The truth, as always, lies somewhere in between.  Most of us have good days and bad days and are doing what we have to in order to survive.  Maybe there is a little of both types in all of us.  I know very few people with the luxury of being paid in full to stay home doing nothing and with no children to look after: the majority of my friends are struggling to keep businesses going, educate kids, stay healthy and sane and conduct work through emails and awkward Zoom meeting calls. A few key workers soldier on bravely on the frontline.  Everyone has financial concerns.  We are all missing friends and family and the freedom we once took for granted. Some of us have lost loved ones and been through the agony of grief in isolation.

I’ve found lockdown a real mixed bag of good and bad.  I’m enjoying the luxury of more time.  Pressing the pause button on daily life means no commute and less pressure.  And I refuse to treat this as an excuse to let standards slip:  I shower daily, as I normally would, and wear clean clothes.  I touch up my roots, paint my nails and look after myself, because it helps my self-esteem. I clean my house thoroughly every week and chat to my friends regularly, I’ve decorated, sorted out drawers, read books and drawn and painted.  I have a daily to-do list in the Real World and I’ve continued with that.  I tried baking but then realised I’d have to eat all 24 scones myself, which is no problem for me but perhaps not the best idea on a regular basis.  I participated in an online tea party for charity and my street’s VE Day isolation party. (I have to confess, I was horribly competitive. I walked the dog round the block to see what the rest of the neighbourhood was doing and was thrilled to report that our few houses were the only ones using linen tablecloths and proper china.) One day a week I shop for elderly parents.   I’ve done a few days’ work from home which has made me feel like a connected part of society again.  A man sometimes sits on the sofa in the lounge and I’ve discovered we’re married. He in turn has discovered he likes gardening.

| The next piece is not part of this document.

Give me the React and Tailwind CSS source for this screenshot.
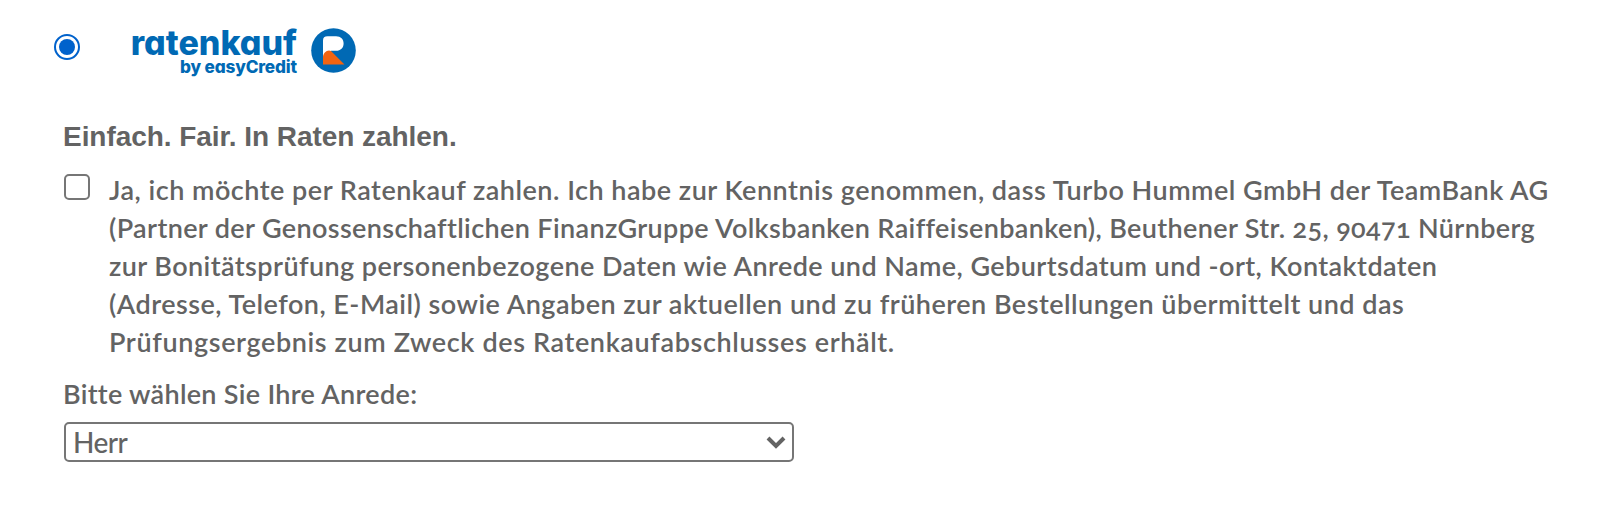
const consentLines = [
  { text: "Ja, ich möchte per Ratenkauf zahlen. Ich habe zur Kenntnis genommen, dass Turbo Hummel GmbH der TeamBank AG", tracking: "tracking-[0.5px]" },
  { text: "(Partner der Genossenschaftlichen FinanzGruppe Volksbanken Raiffeisenbanken), Beuthener Str. 25, 90471 Nürnberg", tracking: "tracking-[0.37px]" },
  { text: "zur Bonitätsprüfung personenbezogene Daten wie Anrede und Name, Geburtsdatum und -ort, Kontaktdaten", tracking: "tracking-[0.43px]" },
  { text: "(Adresse, Telefon, E-Mail) sowie Angaben zur aktuellen und zu früheren Bestellungen übermittelt und das", tracking: "tracking-[0.48px]" },
  { text: "Prüfungsergebnis zum Zweck des Ratenkaufabschlusses erhält.", tracking: "tracking-[0.62px]" },
];

function Logo() {
  return (
    <div className="flex text-[#0069b4] font-['Inter',sans-serif] [font-feature-settings:'cv11']">
      <div className="flex w-[166px] flex-col items-end pt-[4px] whitespace-nowrap">
        <span className="h-[31px] text-[34px] leading-[34px] font-extrabold">ratenkauf</span>
        <span className="text-[17.2px] leading-[20px] font-extrabold tracking-[-0.15px]">by easyCredit</span>
      </div>
      <svg className="mt-[6px] ml-[14px] size-[45px]" viewBox="0 0 45 45" aria-hidden="true">
        <circle cx="22.5" cy="22.5" r="22.3" fill="#0069b4" />
        <path d="M12 36V12.500Q12 8.300 16.500 8.300H25C29.800 8.300 32.600 11.300 32.600 15.500C32.600 19.800 29.800 22.800 25 22.800H20L14 30Z" fill="#fff" />
        <path d="M12 36.500V29.500C12 25.500 15 22.600 18 22.600C19.500 22.600 20.500 23.400 21.500 24.500L33.500 36.500Z" fill="#f26411" />
      </svg>
    </div>
  );
}

export default function App() {
  return (
    <main className="h-[508px] w-[1612px] overflow-hidden bg-white font-['Lato',sans-serif] text-[#636363]">
      <header className="flex h-[78px] pt-[22px] pl-[54px]">
        <label className="mt-[12px] mr-[51px] flex size-[26px] items-center justify-center rounded-full border-2 border-[#0062cc]">
          <span className="size-4 rounded-full bg-[#0062cc]" />
        </label>
        <Logo />
      </header>

      <section className="pt-[43px] pl-[63px]">
        <h2 className="h-[32px] font-['Liberation_Sans',sans-serif] text-[28px] leading-[32px] font-bold tracking-[-0.05px]">
          Einfach. Fair. In Raten zahlen.
        </h2>
        <div className="mt-[18px] flex pl-[1px]">
          <span className="mt-[3px] mr-[19px] size-[26px] shrink-0 rounded-[5px] border-2 border-[#767676]" />
          <p className="text-[27px] leading-[38px] font-semibold whitespace-nowrap [font-variant-numeric:oldstyle-nums]">
            {consentLines.map(({ text, tracking }) => (
              <span key={text} className={`block ${tracking}`}>{text}</span>
            ))}
          </p>
        </div>
        <p className="mt-[14px] text-[27px] leading-[38px] font-semibold tracking-[0.3px]">Bitte wählen Sie Ihre Anrede:</p>
        <div className="mt-[9px] ml-[1px] flex h-[40px] w-[730px] items-center justify-between rounded-[5px] border-2 border-[#767676] pr-[6px] pl-[7px]">
          <span className="text-[28px] leading-[36px] font-medium tracking-[-0.5px]">Herr</span>
          <svg className="h-[14px] w-[20px]" viewBox="0 0 20 14" fill="none" aria-hidden="true">
            <path d="M2 3L10 11L18 3" stroke="#636363" strokeWidth="4" />
          </svg>
        </div>
      </section>
    </main>
  );
}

Here’s the flipside.  I overeat. I worry like crazy about work, finances, the death toll, loved ones. I don’t wear my usual full face of make-up and my split ends are legendary.  My eyebrows, once beautifully shaped every fortnight by my beauty therapist, are a mess.  I can’t sleep, so I knock myself out with sleeping pills and then worry about becoming addicted.  I can’t settle to anything and I procrastinate and often don’t leave the house for days.  I watch the news to the point of obsession with a mounting sense of doom and become furious with those who avoid any media, believing them to be irresponsible, but then wish I felt less like a road traffic accident spectator.  My attempts at voluntary work have failed because I have panic attacks in shops about others’ cavalier attitude and bark “TWO METRES!!!” at anyone who comes within five metres of me.  I get upset and angry and miss the people I can’t see and the places I can’t go.  Like everyone, I resent the cancelled holidays and weddings and events, but it seems petty to complain when others have lost so much more.  But it doesn’t mean I don’t feel sad.

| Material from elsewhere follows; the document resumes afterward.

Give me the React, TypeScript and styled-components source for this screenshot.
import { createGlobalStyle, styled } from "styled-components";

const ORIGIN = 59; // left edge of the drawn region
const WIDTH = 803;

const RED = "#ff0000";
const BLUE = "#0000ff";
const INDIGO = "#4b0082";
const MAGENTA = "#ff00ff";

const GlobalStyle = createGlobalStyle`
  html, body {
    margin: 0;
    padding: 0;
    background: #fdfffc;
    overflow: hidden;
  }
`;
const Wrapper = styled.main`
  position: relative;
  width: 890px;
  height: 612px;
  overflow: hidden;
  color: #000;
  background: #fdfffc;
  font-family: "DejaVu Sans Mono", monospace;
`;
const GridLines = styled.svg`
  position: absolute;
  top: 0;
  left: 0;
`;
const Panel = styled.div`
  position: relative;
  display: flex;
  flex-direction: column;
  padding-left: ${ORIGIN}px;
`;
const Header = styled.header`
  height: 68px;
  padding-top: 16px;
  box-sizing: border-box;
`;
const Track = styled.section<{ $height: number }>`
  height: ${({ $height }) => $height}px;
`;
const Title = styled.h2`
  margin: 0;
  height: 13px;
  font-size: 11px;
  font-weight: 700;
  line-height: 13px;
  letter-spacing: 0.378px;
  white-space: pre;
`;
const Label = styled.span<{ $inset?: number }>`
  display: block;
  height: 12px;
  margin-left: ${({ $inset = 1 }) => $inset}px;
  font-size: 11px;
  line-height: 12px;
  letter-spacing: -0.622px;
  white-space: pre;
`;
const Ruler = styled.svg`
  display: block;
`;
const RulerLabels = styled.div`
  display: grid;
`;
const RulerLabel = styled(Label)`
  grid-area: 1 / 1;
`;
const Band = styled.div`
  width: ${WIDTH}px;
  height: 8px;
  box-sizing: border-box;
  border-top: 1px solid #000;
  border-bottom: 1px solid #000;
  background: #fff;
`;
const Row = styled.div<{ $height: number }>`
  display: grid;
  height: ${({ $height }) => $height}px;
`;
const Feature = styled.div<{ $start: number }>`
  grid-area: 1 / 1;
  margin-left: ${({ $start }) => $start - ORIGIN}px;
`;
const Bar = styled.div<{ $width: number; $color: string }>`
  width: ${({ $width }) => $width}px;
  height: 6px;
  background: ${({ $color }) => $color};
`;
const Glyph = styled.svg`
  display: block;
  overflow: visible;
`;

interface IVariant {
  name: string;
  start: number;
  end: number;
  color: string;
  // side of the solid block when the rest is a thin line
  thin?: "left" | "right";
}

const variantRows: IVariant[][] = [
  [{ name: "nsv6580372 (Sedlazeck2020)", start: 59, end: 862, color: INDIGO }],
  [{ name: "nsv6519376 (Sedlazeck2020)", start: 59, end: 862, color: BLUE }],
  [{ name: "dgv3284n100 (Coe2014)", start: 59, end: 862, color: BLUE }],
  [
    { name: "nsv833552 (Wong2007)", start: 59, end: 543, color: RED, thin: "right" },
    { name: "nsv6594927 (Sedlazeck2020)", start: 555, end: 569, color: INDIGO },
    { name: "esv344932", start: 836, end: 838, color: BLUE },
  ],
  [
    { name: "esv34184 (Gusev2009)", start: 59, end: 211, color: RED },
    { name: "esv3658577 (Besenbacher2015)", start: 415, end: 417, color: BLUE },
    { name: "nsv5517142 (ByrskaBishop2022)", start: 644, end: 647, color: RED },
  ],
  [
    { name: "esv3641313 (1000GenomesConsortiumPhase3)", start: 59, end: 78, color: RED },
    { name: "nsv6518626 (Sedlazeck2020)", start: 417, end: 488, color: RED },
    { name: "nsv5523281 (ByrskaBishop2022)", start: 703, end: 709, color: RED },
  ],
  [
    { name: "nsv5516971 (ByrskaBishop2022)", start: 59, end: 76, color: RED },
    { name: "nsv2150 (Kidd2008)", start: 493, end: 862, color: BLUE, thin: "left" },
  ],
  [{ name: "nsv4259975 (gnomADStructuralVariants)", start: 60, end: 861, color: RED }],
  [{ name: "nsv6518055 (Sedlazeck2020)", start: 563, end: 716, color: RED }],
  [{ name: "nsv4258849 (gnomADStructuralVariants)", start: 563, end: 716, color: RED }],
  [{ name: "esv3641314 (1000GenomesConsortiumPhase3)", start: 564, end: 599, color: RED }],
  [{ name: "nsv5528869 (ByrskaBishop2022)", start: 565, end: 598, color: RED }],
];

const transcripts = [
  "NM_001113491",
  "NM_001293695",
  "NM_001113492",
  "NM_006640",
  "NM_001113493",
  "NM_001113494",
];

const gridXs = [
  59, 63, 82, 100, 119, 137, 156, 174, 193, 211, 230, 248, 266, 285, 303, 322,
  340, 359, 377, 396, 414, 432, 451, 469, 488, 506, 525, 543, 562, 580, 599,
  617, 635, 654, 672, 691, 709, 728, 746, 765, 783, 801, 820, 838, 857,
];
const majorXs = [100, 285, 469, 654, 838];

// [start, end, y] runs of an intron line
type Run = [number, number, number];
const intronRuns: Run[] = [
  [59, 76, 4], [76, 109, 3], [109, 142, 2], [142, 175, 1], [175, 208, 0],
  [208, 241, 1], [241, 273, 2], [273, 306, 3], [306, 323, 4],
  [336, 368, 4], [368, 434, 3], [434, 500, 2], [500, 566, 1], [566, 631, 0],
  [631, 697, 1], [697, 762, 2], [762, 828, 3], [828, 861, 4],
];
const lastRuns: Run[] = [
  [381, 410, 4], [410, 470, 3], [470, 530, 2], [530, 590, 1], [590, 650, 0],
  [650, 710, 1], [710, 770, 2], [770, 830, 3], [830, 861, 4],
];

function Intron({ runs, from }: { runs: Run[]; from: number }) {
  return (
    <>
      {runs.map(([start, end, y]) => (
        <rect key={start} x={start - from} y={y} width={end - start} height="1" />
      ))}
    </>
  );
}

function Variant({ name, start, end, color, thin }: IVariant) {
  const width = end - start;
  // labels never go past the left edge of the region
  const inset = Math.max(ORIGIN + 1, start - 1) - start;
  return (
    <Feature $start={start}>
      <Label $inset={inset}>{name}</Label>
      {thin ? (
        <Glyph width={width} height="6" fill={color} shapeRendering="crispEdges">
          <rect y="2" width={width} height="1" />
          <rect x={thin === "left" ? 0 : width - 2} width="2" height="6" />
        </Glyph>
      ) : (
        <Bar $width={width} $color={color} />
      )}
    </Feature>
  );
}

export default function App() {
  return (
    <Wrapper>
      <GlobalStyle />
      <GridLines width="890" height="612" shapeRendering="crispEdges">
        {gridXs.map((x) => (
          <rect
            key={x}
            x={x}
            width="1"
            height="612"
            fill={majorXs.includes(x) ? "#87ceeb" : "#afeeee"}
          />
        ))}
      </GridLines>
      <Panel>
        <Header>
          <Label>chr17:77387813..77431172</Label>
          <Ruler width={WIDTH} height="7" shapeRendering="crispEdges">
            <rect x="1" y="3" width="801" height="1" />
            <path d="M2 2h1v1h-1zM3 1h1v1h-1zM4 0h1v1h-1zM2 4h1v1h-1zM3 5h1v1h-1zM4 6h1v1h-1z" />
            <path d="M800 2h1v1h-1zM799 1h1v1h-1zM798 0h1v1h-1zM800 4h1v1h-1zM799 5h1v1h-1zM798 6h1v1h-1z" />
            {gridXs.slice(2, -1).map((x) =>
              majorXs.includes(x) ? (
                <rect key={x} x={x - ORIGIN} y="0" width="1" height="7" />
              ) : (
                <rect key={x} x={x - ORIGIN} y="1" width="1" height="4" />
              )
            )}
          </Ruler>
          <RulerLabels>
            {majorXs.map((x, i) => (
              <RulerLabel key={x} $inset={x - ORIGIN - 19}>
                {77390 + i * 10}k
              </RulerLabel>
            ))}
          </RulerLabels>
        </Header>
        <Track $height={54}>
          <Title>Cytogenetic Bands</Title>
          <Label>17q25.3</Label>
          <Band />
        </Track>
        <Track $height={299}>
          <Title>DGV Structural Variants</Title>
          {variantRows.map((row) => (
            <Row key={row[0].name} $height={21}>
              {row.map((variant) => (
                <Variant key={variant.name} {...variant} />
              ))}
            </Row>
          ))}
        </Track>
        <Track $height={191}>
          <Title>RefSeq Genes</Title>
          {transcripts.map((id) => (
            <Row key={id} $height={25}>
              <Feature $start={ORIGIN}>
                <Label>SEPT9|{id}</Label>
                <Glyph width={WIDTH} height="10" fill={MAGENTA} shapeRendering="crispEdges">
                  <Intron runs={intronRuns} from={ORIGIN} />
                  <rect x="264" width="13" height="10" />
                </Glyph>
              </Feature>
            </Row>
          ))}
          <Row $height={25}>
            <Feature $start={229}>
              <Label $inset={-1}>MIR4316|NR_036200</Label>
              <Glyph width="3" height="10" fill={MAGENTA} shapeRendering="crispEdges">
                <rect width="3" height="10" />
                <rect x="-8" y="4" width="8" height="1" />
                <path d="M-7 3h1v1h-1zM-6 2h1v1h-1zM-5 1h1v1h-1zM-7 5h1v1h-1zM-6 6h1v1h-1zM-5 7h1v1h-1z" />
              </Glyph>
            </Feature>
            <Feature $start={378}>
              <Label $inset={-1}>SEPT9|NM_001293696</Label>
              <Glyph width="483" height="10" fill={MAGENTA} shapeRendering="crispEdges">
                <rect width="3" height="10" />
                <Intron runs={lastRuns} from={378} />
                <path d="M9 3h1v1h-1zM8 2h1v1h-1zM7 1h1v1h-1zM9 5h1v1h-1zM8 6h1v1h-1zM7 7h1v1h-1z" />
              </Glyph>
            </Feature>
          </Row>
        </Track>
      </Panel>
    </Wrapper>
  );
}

But, as always, my friends are a lifeline and through this I have learned who my true friends are.  We speak or message regularly.  Some call me in tears when they are despairing about a bad day and I do the same back.  We ALL have bad days: surely even the twatty couples and annoying families who post shiny, motivational fun videos and photos on Instagram are getting on each other’s nerves by now, the novelty of “quality time” long gone.  I do hope so, we all need a dose of Schadenfreude.

Lockdown will soon feel like a dream, and good and bad will come from it.  But I am an optimist and I hope mainly good.  We are seeing the very best of human nature (as well as the worst, but light always prevails over darkness) and incredible acts of bravery.  Hopefully we all have a renewed sense of what is truly important and that is not money or status but the things that can’t be measured.

Stay safe – and if you know where I can source self-raising flour, let me know and I’ll pay cash, no questions asked.